I had to write out 2 separate cases for ending with either t
or 't
. Or this is the best it could be?
Upvotes: 2
Views: 60
Reputation: 18621
Do not rely on generic patterns if all you want is allow an apostrophe. \W
matches spaces, too. \S
matches any characters different from whitespace.
Use
r"\b\w+'?t\b"
See regex proof.
EXPLANATION
--------------------------------------------------------------------------------
\b the boundary between a word char (\w) and
something that is not a word char
--------------------------------------------------------------------------------
\w+ word characters (a-z, A-Z, 0-9, _) (1 or
more times (matching the most amount
possible))
--------------------------------------------------------------------------------
'? '\'' (optional (matching the most amount
possible))
--------------------------------------------------------------------------------
t 't'
--------------------------------------------------------------------------------
\b the boundary between a word char (\w) and
something that is not a word char
Upvotes: 0
Reputation: 57115
I'd use \b\S*t\b
. It fixes the problem of the engine having to scan a word only to fail to find the non-word character and try the other branch in your pattern.
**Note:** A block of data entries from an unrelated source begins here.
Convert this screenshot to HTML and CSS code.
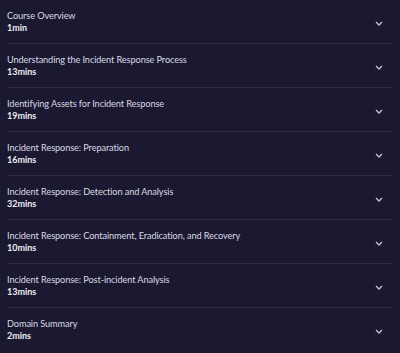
FILE: index.html
```html
<!DOCTYPE html>
<html>
<head>
<meta charset="utf-8">
<link rel="stylesheet" href="styles.css">
</head>
<body>
<ul class="list">
  <li class="row"><div class="info"><div class="title">Course Overview</div><div class="dur">1min</div></div><svg class="chev" viewBox="0 0 8 5"><path d="M1 1l3 3 3-3"/></svg></li>
  <li class="row"><div class="info"><div class="title">Understanding the Incident Response Process</div><div class="dur">13mins</div></div><svg class="chev" viewBox="0 0 8 5"><path d="M1 1l3 3 3-3"/></svg></li>
  <li class="row"><div class="info"><div class="title">Identifying Assets for Incident Response</div><div class="dur">19mins</div></div><svg class="chev" viewBox="0 0 8 5"><path d="M1 1l3 3 3-3"/></svg></li>
  <li class="row"><div class="info"><div class="title">Incident Response: Preparation</div><div class="dur">16mins</div></div><svg class="chev" viewBox="0 0 8 5"><path d="M1 1l3 3 3-3"/></svg></li>
  <li class="row"><div class="info"><div class="title">Incident Response: Detection and Analysis</div><div class="dur">32mins</div></div><svg class="chev" viewBox="0 0 8 5"><path d="M1 1l3 3 3-3"/></svg></li>
  <li class="row"><div class="info"><div class="title">Incident Response: Containment, Eradication, and Recovery</div><div class="dur">10mins</div></div><svg class="chev" viewBox="0 0 8 5"><path d="M1 1l3 3 3-3"/></svg></li>
  <li class="row"><div class="info"><div class="title">Incident Response: Post-incident Analysis</div><div class="dur">13mins</div></div><svg class="chev" viewBox="0 0 8 5"><path d="M1 1l3 3 3-3"/></svg></li>
  <li class="row last"><div class="info"><div class="title">Domain Summary</div><div class="dur">2mins</div></div><svg class="chev" viewBox="0 0 8 5"><path d="M1 1l3 3 3-3"/></svg></li>
</ul>
</body>
</html>
```
FILE: styles.css
```css
html, body {
  margin: 0;
  padding: 0;
  background: #1b1932;
  font-family: Lato, "Liberation Sans", sans-serif;
}
.list {
  list-style: none;
  margin: 0;
  padding: 0 7px;
}
.row {
  display: flex;
  align-items: center;
  justify-content: space-between;
  box-sizing: border-box;
  height: 44px;
  padding: 0 10px 0 0;
  border-bottom: 1px solid #2d2b48;
}
.row.last { border-bottom: none; }
.info {
  display: flex;
  flex-direction: column;
}
.title {
  font-size: 9.2px;
  line-height: 12px;
  color: #d9d8e2;
  letter-spacing: -0.1px;
}
.dur {
  font-size: 9px;
  line-height: 12px;
  color: #ecebf2;
  font-weight: 700;
  letter-spacing: 0;
}
.chev {
  width: 8px;
  height: 5px;
  margin-top: 3px;
  fill: none;
  stroke: #c9c7d8;
  stroke-width: 1.3;
}
```
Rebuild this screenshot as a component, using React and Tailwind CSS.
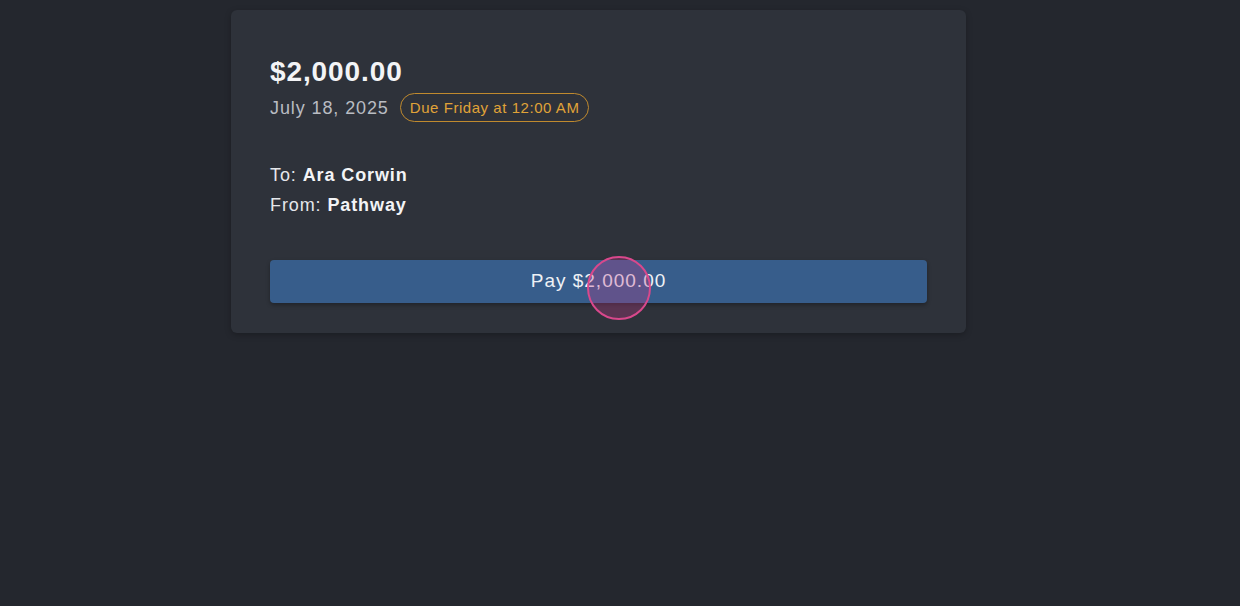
export default function App() {
  return (
    <div className="min-h-screen bg-[#24272e] pt-[10px] font-['Liberation_Sans',Arial,sans-serif] tracking-[0.9px]">
      <div className="relative ml-[231px] w-[735px] rounded-md bg-[#2e323a] px-[39px] pb-[30px] pt-[45px] shadow-[0_2px_6px_rgba(0,0,0,0.25)]">
        {/* Montant et échéance */}
        <div className="text-[28px] font-bold leading-[34px] text-[#f3f4f6]">$2,000.00</div>
        <div className="mt-[4px] flex items-center gap-[11px]">
          <span className="text-[18px] leading-[24px] text-[#b9bcc2]">July 18, 2025</span>
          <span className="rounded-full border border-[#c08a2e] px-[9px] py-[4px] text-[15px] leading-[19px] tracking-[0.55px] text-[#e0a338]">
            Due Friday at 12:00 AM
          </span>
        </div>

        {/* Destinataire */}
        <div className="mt-[38px] text-[18px] leading-[30px] text-[#e5e7eb]">
          <div>To: <span className="font-bold text-[#f3f4f6]">Ara Corwin</span></div>
          <div>From: <span className="font-bold text-[#f3f4f6]">Pathway</span></div>
        </div>

        <button className="mt-[40px] block h-[43px] w-full rounded-[4px] bg-[#375d8b] text-[19px] tracking-[1px] text-[#eef1f5] shadow-[0_2px_4px_rgba(0,0,0,0.3)]">
          Pay $2,000.00
        </button>

        {/* Indicateur de clic */}
        <div className="pointer-events-none absolute left-[356px] top-[246px] h-[64px] w-[64px] rounded-full border-2 border-[#d9488c] bg-[#c03c8a]/30" />
      </div>
    </div>
  );
}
At the very least, swap the two sides of the alternation because the common-case is that the word won't have a contraction.
>>> import re
>>> s = "mitt cat bat don't foobar"
>>> re.findall(r"\b\S*t\b", s)
['mitt', 'cat', 'bat', "don't"]
It's not clear how you want to treat non-word punctuation, but consider a variant that attempts to handle this:
>>> s = "mitt cat bat. don't foobar tee t e.t."
>>> re.findall(r"\b\S*t\b", s)
['mitt', 'cat', 'bat', "don't", 't', 'e.t']
>>> re.findall(r"\b[^.,!?\s]*t\b", s)
['mitt', 'cat', 'bat', "don't", 't', 't']
Clearly, abbreviations and edge cases may need attention if that's part of your specification.
Upvotes: 2